◆ Exercise ◆
Reproduce all the lines below exactly and omit the images.
[Begin]
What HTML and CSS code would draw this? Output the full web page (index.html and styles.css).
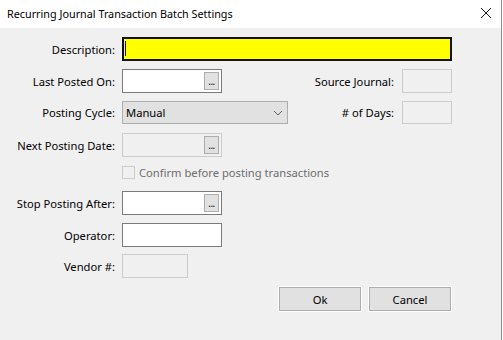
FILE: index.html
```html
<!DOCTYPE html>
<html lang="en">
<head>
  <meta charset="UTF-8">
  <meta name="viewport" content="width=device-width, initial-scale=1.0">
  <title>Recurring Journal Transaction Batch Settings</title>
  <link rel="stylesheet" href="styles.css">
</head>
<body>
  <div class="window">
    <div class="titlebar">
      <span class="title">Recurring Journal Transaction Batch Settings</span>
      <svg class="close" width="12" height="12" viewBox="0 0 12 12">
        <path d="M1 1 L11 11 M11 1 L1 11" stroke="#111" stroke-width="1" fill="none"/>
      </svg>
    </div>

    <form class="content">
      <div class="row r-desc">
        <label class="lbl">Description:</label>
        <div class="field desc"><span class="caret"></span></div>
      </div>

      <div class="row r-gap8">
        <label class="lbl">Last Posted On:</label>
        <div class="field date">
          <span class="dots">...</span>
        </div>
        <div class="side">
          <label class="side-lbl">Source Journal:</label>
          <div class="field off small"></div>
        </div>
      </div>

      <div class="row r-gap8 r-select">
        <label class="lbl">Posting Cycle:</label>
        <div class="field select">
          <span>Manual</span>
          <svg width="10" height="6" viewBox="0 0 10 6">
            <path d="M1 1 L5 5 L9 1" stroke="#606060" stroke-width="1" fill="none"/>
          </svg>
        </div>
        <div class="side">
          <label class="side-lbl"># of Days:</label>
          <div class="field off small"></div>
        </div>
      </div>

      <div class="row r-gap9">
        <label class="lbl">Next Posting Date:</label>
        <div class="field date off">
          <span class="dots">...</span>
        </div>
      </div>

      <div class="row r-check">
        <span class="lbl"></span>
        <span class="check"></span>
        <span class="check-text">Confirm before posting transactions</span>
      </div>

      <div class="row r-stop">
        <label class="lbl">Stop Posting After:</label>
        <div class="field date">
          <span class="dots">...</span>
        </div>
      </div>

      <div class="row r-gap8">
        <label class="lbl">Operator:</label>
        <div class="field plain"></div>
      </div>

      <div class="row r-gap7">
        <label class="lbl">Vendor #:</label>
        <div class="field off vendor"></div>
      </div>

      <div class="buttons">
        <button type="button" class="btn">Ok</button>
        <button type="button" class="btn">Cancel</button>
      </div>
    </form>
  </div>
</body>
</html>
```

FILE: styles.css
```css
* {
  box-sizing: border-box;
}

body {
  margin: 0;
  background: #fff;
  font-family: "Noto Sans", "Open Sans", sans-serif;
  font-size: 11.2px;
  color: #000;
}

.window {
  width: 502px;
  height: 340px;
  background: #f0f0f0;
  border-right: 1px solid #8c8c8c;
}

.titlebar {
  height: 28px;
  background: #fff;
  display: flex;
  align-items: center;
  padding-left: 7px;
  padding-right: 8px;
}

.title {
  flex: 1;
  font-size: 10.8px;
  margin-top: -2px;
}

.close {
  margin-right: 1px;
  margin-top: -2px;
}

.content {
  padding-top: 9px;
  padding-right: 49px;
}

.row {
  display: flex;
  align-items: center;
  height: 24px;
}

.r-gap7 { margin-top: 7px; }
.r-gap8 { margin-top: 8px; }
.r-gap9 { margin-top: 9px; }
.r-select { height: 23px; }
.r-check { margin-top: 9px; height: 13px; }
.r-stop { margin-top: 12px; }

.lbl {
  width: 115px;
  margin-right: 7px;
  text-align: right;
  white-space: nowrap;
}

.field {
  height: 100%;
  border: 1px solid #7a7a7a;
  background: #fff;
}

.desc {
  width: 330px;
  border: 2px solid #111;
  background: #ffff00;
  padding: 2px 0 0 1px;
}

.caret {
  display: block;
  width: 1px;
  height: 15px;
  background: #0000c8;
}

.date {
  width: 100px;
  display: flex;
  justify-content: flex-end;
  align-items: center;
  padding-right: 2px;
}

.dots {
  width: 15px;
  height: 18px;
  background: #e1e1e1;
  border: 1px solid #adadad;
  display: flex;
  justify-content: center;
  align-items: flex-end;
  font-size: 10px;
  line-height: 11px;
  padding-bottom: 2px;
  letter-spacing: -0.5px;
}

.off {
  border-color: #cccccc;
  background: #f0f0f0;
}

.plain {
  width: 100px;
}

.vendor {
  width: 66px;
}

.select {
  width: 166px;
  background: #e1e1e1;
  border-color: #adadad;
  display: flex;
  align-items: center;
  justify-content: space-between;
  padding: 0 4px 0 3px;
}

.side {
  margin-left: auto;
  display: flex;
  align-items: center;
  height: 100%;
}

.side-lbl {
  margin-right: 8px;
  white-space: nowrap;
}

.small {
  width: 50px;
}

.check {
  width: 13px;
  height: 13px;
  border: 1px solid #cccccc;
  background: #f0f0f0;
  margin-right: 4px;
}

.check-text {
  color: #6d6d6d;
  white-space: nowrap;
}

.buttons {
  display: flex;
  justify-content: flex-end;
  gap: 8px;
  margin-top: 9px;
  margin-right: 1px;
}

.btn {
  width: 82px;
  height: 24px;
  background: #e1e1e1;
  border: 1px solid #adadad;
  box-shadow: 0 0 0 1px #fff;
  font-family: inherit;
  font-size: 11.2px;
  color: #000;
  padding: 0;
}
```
[End]
◆ Task response ◆
What HTML and CSS code would draw this? Output the full web page (index.html and styles.css).
FILE: index.html
```html
<!DOCTYPE html>
<html lang="en">
<head>
  <meta charset="UTF-8">
  <meta name="viewport" content="width=device-width, initial-scale=1.0">
  <title>Recurring Journal Transaction Batch Settings</title>
  <link rel="stylesheet" href="styles.css">
</head>
<body>
  <div class="window">
    <div class="titlebar">
      <span class="title">Recurring Journal Transaction Batch Settings</span>
      <svg class="close" width="12" height="12" viewBox="0 0 12 12">
        <path d="M1 1 L11 11 M11 1 L1 11" stroke="#111" stroke-width="1" fill="none"/>
      </svg>
    </div>

    <form class="content">
      <div class="row r-desc">
        <label class="lbl">Description:</label>
        <div class="field desc"><span class="caret"></span></div>
      </div>

      <div class="row r-gap8">
        <label class="lbl">Last Posted On:</label>
        <div class="field date">
          <span class="dots">...</span>
        </div>
        <div class="side">
          <label class="side-lbl">Source Journal:</label>
          <div class="field off small"></div>
        </div>
      </div>

      <div class="row r-gap8 r-select">
        <label class="lbl">Posting Cycle:</label>
        <div class="field select">
          <span>Manual</span>
          <svg width="10" height="6" viewBox="0 0 10 6">
            <path d="M1 1 L5 5 L9 1" stroke="#606060" stroke-width="1" fill="none"/>
          </svg>
        </div>
        <div class="side">
          <label class="side-lbl"># of Days:</label>
          <div class="field off small"></div>
        </div>
      </div>

      <div class="row r-gap9">
        <label class="lbl">Next Posting Date:</label>
        <div class="field date off">
          <span class="dots">...</span>
        </div>
      </div>

      <div class="row r-check">
        <span class="lbl"></span>
        <span class="check"></span>
        <span class="check-text">Confirm before posting transactions</span>
      </div>

      <div class="row r-stop">
        <label class="lbl">Stop Posting After:</label>
        <div class="field date">
          <span class="dots">...</span>
        </div>
      </div>

      <div class="row r-gap8">
        <label class="lbl">Operator:</label>
        <div class="field plain"></div>
      </div>

      <div class="row r-gap7">
        <label class="lbl">Vendor #:</label>
        <div class="field off vendor"></div>
      </div>

      <div class="buttons">
        <button type="button" class="btn">Ok</button>
        <button type="button" class="btn">Cancel</button>
      </div>
    </form>
  </div>
</body>
</html>
```

FILE: styles.css
```css
* {
  box-sizing: border-box;
}

body {
  margin: 0;
  background: #fff;
  font-family: "Noto Sans", "Open Sans", sans-serif;
  font-size: 11.2px;
  color: #000;
}

.window {
  width: 502px;
  height: 340px;
  background: #f0f0f0;
  border-right: 1px solid #8c8c8c;
}

.titlebar {
  height: 28px;
  background: #fff;
  display: flex;
  align-items: center;
  padding-left: 7px;
  padding-right: 8px;
}

.title {
  flex: 1;
  font-size: 10.8px;
  margin-top: -2px;
}

.close {
  margin-right: 1px;
  margin-top: -2px;
}

.content {
  padding-top: 9px;
  padding-right: 49px;
}

.row {
  display: flex;
  align-items: center;
  height: 24px;
}

.r-gap7 { margin-top: 7px; }
.r-gap8 { margin-top: 8px; }
.r-gap9 { margin-top: 9px; }
.r-select { height: 23px; }
.r-check { margin-top: 9px; height: 13px; }
.r-stop { margin-top: 12px; }

.lbl {
  width: 115px;
  margin-right: 7px;
  text-align: right;
  white-space: nowrap;
}

.field {
  height: 100%;
  border: 1px solid #7a7a7a;
  background: #fff;
}

.desc {
  width: 330px;
  border: 2px solid #111;
  background: #ffff00;
  padding: 2px 0 0 1px;
}

.caret {
  display: block;
  width: 1px;
  height: 15px;
  background: #0000c8;
}

.date {
  width: 100px;
  display: flex;
  justify-content: flex-end;
  align-items: center;
  padding-right: 2px;
}

.dots {
  width: 15px;
  height: 18px;
  background: #e1e1e1;
  border: 1px solid #adadad;
  display: flex;
  justify-content: center;
  align-items: flex-end;
  font-size: 10px;
  line-height: 11px;
  padding-bottom: 2px;
  letter-spacing: -0.5px;
}

.off {
  border-color: #cccccc;
  background: #f0f0f0;
}

.plain {
  width: 100px;
}

.vendor {
  width: 66px;
}

.select {
  width: 166px;
  background: #e1e1e1;
  border-color: #adadad;
  display: flex;
  align-items: center;
  justify-content: space-between;
  padding: 0 4px 0 3px;
}

.side {
  margin-left: auto;
  display: flex;
  align-items: center;
  height: 100%;
}

.side-lbl {
  margin-right: 8px;
  white-space: nowrap;
}

.small {
  width: 50px;
}

.check {
  width: 13px;
  height: 13px;
  border: 1px solid #cccccc;
  background: #f0f0f0;
  margin-right: 4px;
}

.check-text {
  color: #6d6d6d;
  white-space: nowrap;
}

.buttons {
  display: flex;
  justify-content: flex-end;
  gap: 8px;
  margin-top: 9px;
  margin-right: 1px;
}

.btn {
  width: 82px;
  height: 24px;
  background: #e1e1e1;
  border: 1px solid #adadad;
  box-shadow: 0 0 0 1px #fff;
  font-family: inherit;
  font-size: 11.2px;
  color: #000;
  padding: 0;
}
```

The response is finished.